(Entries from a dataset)
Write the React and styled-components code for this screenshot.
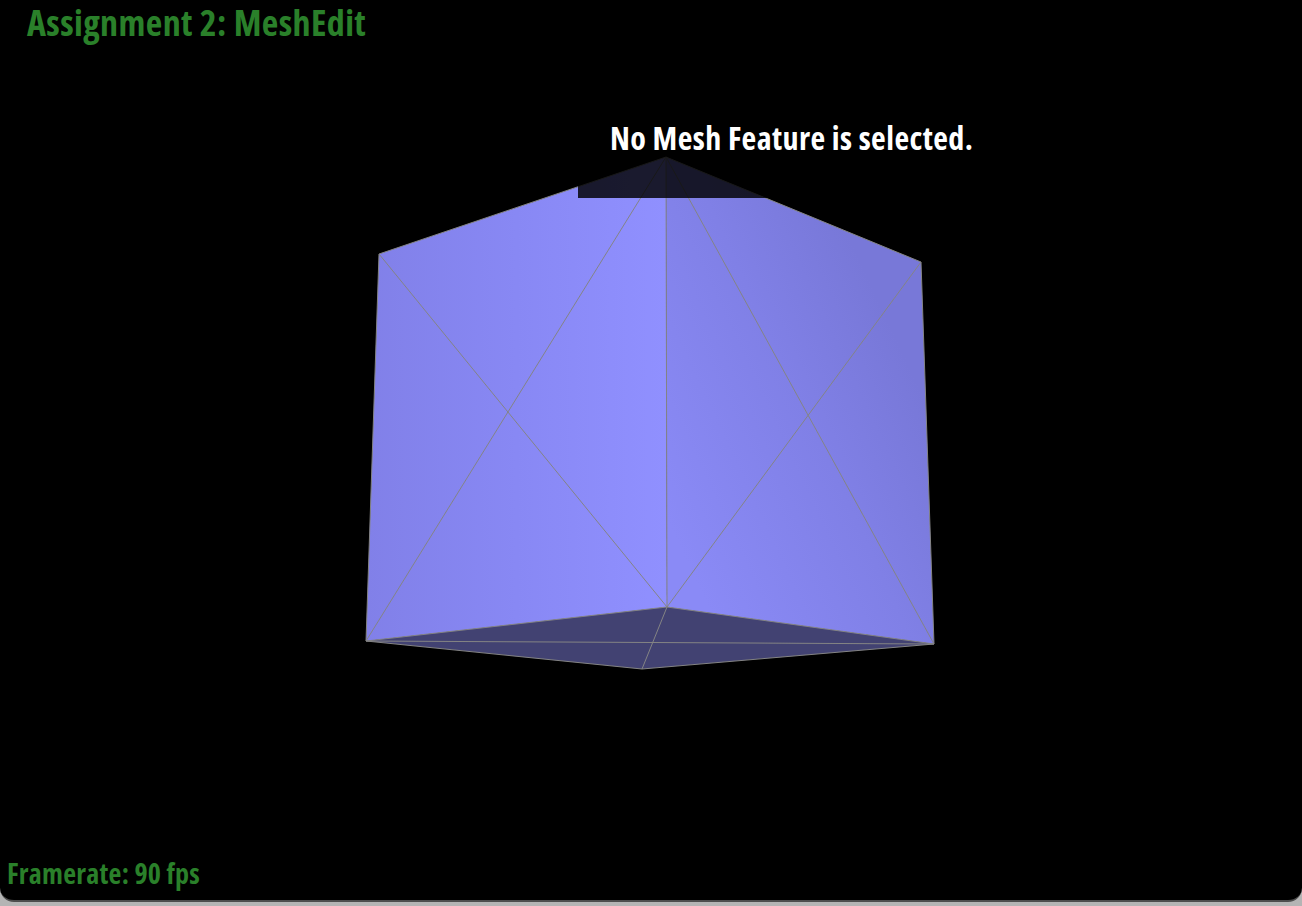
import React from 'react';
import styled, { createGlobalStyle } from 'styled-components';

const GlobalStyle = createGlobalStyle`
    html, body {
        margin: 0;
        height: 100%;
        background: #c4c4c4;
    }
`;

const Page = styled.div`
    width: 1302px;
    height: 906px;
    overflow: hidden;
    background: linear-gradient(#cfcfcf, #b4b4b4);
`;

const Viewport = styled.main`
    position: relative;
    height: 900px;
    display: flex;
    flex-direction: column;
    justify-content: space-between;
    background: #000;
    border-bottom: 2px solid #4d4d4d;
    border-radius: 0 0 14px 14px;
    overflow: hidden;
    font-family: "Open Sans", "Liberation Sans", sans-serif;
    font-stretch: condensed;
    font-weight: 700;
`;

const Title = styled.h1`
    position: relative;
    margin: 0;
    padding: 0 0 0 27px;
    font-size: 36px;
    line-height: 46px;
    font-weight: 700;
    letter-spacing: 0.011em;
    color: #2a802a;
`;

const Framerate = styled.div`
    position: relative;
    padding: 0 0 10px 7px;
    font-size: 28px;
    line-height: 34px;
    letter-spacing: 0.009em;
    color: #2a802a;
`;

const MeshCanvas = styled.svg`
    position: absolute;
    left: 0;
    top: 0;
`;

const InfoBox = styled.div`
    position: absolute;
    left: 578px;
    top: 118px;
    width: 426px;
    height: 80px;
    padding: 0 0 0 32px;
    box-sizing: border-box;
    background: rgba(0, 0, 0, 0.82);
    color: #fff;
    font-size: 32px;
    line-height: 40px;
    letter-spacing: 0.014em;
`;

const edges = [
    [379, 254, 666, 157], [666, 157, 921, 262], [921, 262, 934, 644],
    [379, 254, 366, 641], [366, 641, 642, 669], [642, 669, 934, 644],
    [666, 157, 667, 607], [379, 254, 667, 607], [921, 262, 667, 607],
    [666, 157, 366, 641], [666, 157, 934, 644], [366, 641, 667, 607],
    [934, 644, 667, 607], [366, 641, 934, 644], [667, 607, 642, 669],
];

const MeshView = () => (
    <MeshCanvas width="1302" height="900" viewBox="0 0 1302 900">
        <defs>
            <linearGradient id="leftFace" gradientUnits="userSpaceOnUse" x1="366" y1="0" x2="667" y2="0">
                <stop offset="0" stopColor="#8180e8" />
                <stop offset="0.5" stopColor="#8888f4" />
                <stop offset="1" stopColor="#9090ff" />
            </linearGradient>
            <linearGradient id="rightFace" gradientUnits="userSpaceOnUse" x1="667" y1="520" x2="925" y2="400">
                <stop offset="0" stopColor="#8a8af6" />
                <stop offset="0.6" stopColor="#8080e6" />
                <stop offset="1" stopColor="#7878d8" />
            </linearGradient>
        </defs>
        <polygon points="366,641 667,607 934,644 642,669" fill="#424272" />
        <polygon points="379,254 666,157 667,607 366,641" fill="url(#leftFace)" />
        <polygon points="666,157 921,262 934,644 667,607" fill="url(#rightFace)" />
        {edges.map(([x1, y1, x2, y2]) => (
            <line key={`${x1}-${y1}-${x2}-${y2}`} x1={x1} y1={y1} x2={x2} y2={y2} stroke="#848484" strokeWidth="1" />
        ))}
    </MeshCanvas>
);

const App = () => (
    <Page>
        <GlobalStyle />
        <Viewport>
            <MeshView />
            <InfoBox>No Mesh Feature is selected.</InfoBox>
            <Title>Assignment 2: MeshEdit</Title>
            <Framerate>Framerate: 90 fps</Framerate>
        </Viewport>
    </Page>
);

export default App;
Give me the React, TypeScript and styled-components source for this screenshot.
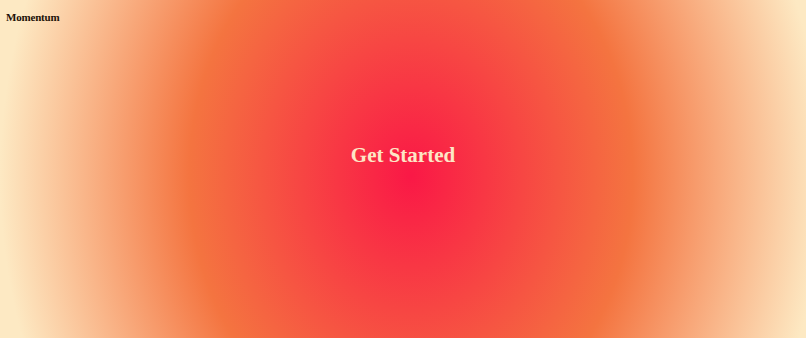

-- Task objective --
Please repeat the entries exactly. Do not include the pictures.

-- Exercise output --
Write the React and styled-components code for this screenshot.
import React from 'react';
import styled, { createGlobalStyle } from 'styled-components';

const GlobalStyle = createGlobalStyle`
    html, body {
        margin: 0;
        height: 100%;
        background: #c4c4c4;
    }
`;

const Page = styled.div`
    width: 1302px;
    height: 906px;
    overflow: hidden;
    background: linear-gradient(#cfcfcf, #b4b4b4);
`;

const Viewport = styled.main`
    position: relative;
    height: 900px;
    display: flex;
    flex-direction: column;
    justify-content: space-between;
    background: #000;
    border-bottom: 2px solid #4d4d4d;
    border-radius: 0 0 14px 14px;
    overflow: hidden;
    font-family: "Open Sans", "Liberation Sans", sans-serif;
    font-stretch: condensed;
    font-weight: 700;
`;

const Title = styled.h1`
    position: relative;
    margin: 0;
    padding: 0 0 0 27px;
    font-size: 36px;
    line-height: 46px;
    font-weight: 700;
    letter-spacing: 0.011em;
    color: #2a802a;
`;

const Framerate = styled.div`
    position: relative;
    padding: 0 0 10px 7px;
    font-size: 28px;
    line-height: 34px;
    letter-spacing: 0.009em;
    color: #2a802a;
`;

const MeshCanvas = styled.svg`
    position: absolute;
    left: 0;
    top: 0;
`;

const InfoBox = styled.div`
    position: absolute;
    left: 578px;
    top: 118px;
    width: 426px;
    height: 80px;
    padding: 0 0 0 32px;
    box-sizing: border-box;
    background: rgba(0, 0, 0, 0.82);
    color: #fff;
    font-size: 32px;
    line-height: 40px;
    letter-spacing: 0.014em;
`;

const edges = [
    [379, 254, 666, 157], [666, 157, 921, 262], [921, 262, 934, 644],
    [379, 254, 366, 641], [366, 641, 642, 669], [642, 669, 934, 644],
    [666, 157, 667, 607], [379, 254, 667, 607], [921, 262, 667, 607],
    [666, 157, 366, 641], [666, 157, 934, 644], [366, 641, 667, 607],
    [934, 644, 667, 607], [366, 641, 934, 644], [667, 607, 642, 669],
];

const MeshView = () => (
    <MeshCanvas width="1302" height="900" viewBox="0 0 1302 900">
        <defs>
            <linearGradient id="leftFace" gradientUnits="userSpaceOnUse" x1="366" y1="0" x2="667" y2="0">
                <stop offset="0" stopColor="#8180e8" />
                <stop offset="0.5" stopColor="#8888f4" />
                <stop offset="1" stopColor="#9090ff" />
            </linearGradient>
            <linearGradient id="rightFace" gradientUnits="userSpaceOnUse" x1="667" y1="520" x2="925" y2="400">
                <stop offset="0" stopColor="#8a8af6" />
                <stop offset="0.6" stopColor="#8080e6" />
                <stop offset="1" stopColor="#7878d8" />
            </linearGradient>
        </defs>
        <polygon points="366,641 667,607 934,644 642,669" fill="#424272" />
        <polygon points="379,254 666,157 667,607 366,641" fill="url(#leftFace)" />
        <polygon points="666,157 921,262 934,644 667,607" fill="url(#rightFace)" />
        {edges.map(([x1, y1, x2, y2]) => (
            <line key={`${x1}-${y1}-${x2}-${y2}`} x1={x1} y1={y1} x2={x2} y2={y2} stroke="#848484" strokeWidth="1" />
        ))}
    </MeshCanvas>
);

const App = () => (
    <Page>
        <GlobalStyle />
        <Viewport>
            <MeshView />
            <InfoBox>No Mesh Feature is selected.</InfoBox>
            <Title>Assignment 2: MeshEdit</Title>
            <Framerate>Framerate: 90 fps</Framerate>
        </Viewport>
    </Page>
);

export default App;
Give me the React, TypeScript and styled-components source for this screenshot.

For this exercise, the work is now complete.